Efficient Rollout Strategies for Bayesian Optimization

TL;DR

This paper introduces efficient methods for implementing rollout strategies in Bayesian optimization, reducing computational costs and proposing a policy-search approach to improve optimization over complex, multi-modal functions.

Contribution

It combines quasi-Monte Carlo, common random numbers, and control variates to make rollout acquisition functions computationally feasible and introduces a policy-search method to bypass direct optimization.

Findings

Significant reduction in rollout computation time

Effective policy-search approach for Bayesian optimization

Insights into rollout policies for multi-modal objectives

Abstract

Bayesian optimization (BO) is a class of sample-efficient global optimization methods, where a probabilistic model conditioned on previous observations is used to determine future evaluations via the optimization of an acquisition function.
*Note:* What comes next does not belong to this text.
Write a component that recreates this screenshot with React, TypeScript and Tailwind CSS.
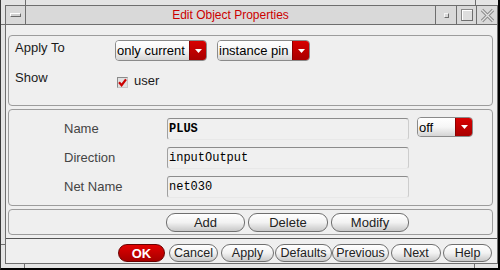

Most acquisition functions are myopic, meaning that they only consider the impact of the next function evaluation. Non-myopic acquisition functions consider the impact of the next $h$ function evaluations and are typically computed through rollout, in which $h$ steps of BO are simulated. These rollout acquisition functions are defined as $h$-dimensional integrals, and are expensive to compute and optimize. We show that a combination of quasi-Monte Carlo, common random numbers, and control variates significantly reduce the computational burden of rollout. We then formulate a policy-search based approach that removes the need to optimize the rollout acquisition function. Finally, we discuss the qualitative behavior of rollout policies in the setting of multi-modal objectives and model error.